History 246 Reading Guide

Discussion:  Southern Women

  • Jean Friedman, The Enclosed Garden:  Women and Community in the Evangelical South, 1830-1900 (1985).

Further reading:

  • Nancy F. Cott, ed., “A Confederate Lady’s Diary by Mary Boykin Chesnut” (1861-2), Root of Bitterness: Documents of the Social History of American Women (1986), 209-216.  (e-reserve)
  • Nancy F. Cott, et al., eds., “Louisa McCord on Enfranchisement of Women” (1852), “Gertrude Clanton Thomas’s Civil War Diary” (1864-5), Root of Bitterness: Documents of the Social History of American Women 2nd ed. (1996), 262-267, 274-280.  (e-reserve)

Questions:

  • While Friedman explores many of the same issues that we have addressed for New England and mid-Atlantic women, the configuration of southern women’s lives and the implications of that configuration are quite different.
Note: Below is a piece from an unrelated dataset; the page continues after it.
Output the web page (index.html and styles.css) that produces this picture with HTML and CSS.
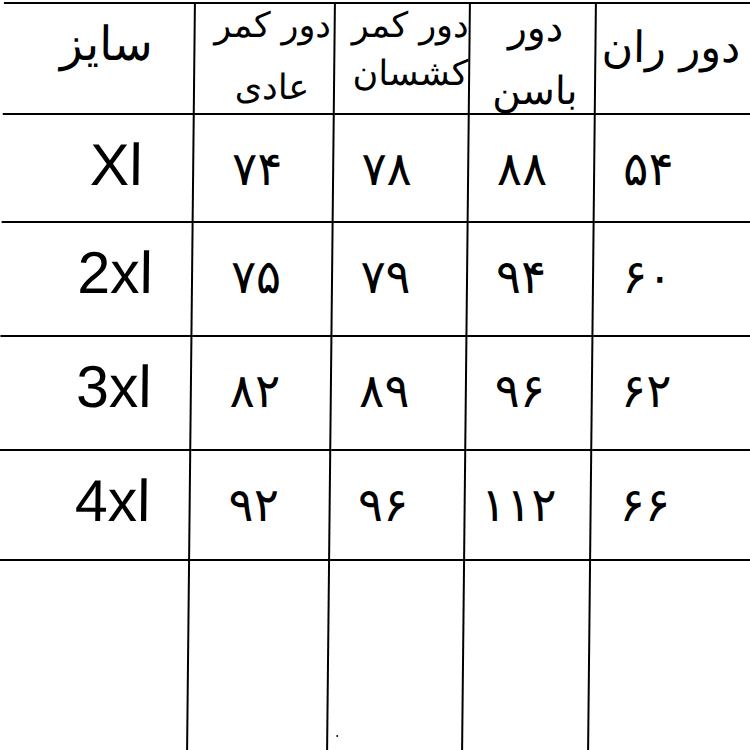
FILE: index.html
```html
<!DOCTYPE html>
<html lang="fa">
<head>
<meta charset="utf-8">
<title>جدول سایز</title>
<link rel="stylesheet" href="styles.css">
</head>
<body>
<div class="sheet">
  <div class="cell head h0"><span class="fa">سایز</span></div>
  <div class="cell head h1"><span class="fa">دور کمر</span><span class="fa">عادی</span></div>
  <div class="cell head h2"><span class="fa">دور کمر</span><span class="fa">کشسان</span></div>
  <div class="cell head h3"><span class="fa">دور</span><span class="fa">باسن</span></div>
  <div class="cell head h4"><span class="fa">دور ران</span></div>

  <div class="cell size">Xl</div>
  <div class="cell num c1">۷۴</div>
  <div class="cell num c2">۷۸</div>
  <div class="cell num c3">۸۸</div>
  <div class="cell num c4">۵۴</div>

  <div class="cell size">2xl</div>
  <div class="cell num c1">۷۵</div>
  <div class="cell num c2">۷۹</div>
  <div class="cell num c3">۹۴</div>
  <div class="cell num c4">۶۰</div>

  <div class="cell size">3xl</div>
  <div class="cell num c1">۸۲</div>
  <div class="cell num c2">۸۹</div>
  <div class="cell num c3">۹۶</div>
  <div class="cell num c4">۶۲</div>

  <div class="cell size">4xl</div>
  <div class="cell num c1">۹۲</div>
  <div class="cell num c2">۹۶</div>
  <div class="cell num c3">۱۱۲</div>
  <div class="cell num c4">۶۶</div>

  <div class="cell empty"></div>
  <div class="cell empty"></div>
  <div class="cell empty dotted"><span class="speck"></span></div>
  <div class="cell empty"></div>
  <div class="cell empty"></div>
</div>
</body>
</html>
```

FILE: styles.css
```css
html, body {
  margin: 0;
  padding: 0;
  background: #fff;
  overflow: hidden;
}
body {
  width: 750px;
  height: 750px;
  color: #000;
  font-family: "DejaVu Sans", sans-serif;
}
.sheet {
  display: grid;
  width: 762px;
  margin-top: 2px;
  grid-template-columns: 192px 140px 135px 126px 1fr;
  grid-template-rows: 111px 108px 114px 114px 110px 200px;
  border-top: 2px solid #000;
  transform: skewX(-0.6deg);
  transform-origin: 50% 375px;
}
.cell {
  box-sizing: border-box;
  border-right: 2px solid #000;
  border-bottom: 2px solid #000;
  display: flex;
  min-width: 0;
}
.cell:nth-child(5n) {
  border-right: none;
}
.fa {
  font-family: "DejaVu Sans", sans-serif;
  direction: rtl;
  white-space: nowrap;
  line-height: 1;
}
.head {
  flex-direction: column;
  align-items: center;
}
.h0 {
  justify-content: center;
  padding-left: 16px;
  padding-bottom: 30px;
}
.h0 .fa { font-size: 47px; }
.h1 {
  padding-top: 4px;
  padding-left: 16px;
  gap: 27px;
}
.h1 .fa { font-size: 35px; }
.h2 {
  align-items: flex-end;
  padding-top: 4px;
  gap: 13px;
}
.h2 .fa { font-size: 35px; }
.h3 {
  padding-top: 4px;
  padding-left: 6px;
  gap: 24px;
}
.h3 .fa { font-size: 39px; }
.h4 {
  justify-content: center;
  padding-bottom: 22px;
  padding-right: 20px;
}
.h4 .fa { font-size: 43px; }

.size {
  font-family: "Liberation Sans", Arial, sans-serif;
  font-size: 59px;
  line-height: 1;
  justify-content: center;
  padding-left: 38px;
  padding-top: 21px;
}
.num {
  font-family: "DejaVu Sans", sans-serif;
  font-size: 47px;
  line-height: 1;
  letter-spacing: 6px;
  direction: rtl;
  padding-top: 30px;
}
.c1 { justify-content: center; padding-right: 12px; }
.c2 { justify-content: center; padding-right: 28px; }
.c3 { justify-content: center; padding-right: 18px; }
.c4 { justify-content: flex-end; padding-left: 28px; }

.dotted {
  align-items: flex-end;
}
.speck {
  width: 2px;
  height: 2px;
  background: #000;
  border-radius: 50%;
  margin: 0 0 22px 8px;
}
```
How do race, class, and the “evangelical community” affect the lives and identities of southern women?
  • How does her examination compare and contrast, in structure and presentation or style, with Ulrich’s and Jensen’s studies? What problem(s) does she address? Why does she use the image of the “enclosed garden”?
  • In the chronological evolution that we have been exploring, her account overlaps with the last two decades of Jensen’s account, and then continues through the 1890s. The Civil War provides an important marker in the South; for women, what changed—and what stayed the same—after the Civil War? Are those changes and consistencies section-specific (the south, vs. the north, the mid-Atlantic, the midwest)?
  • Which case study most intrigued you?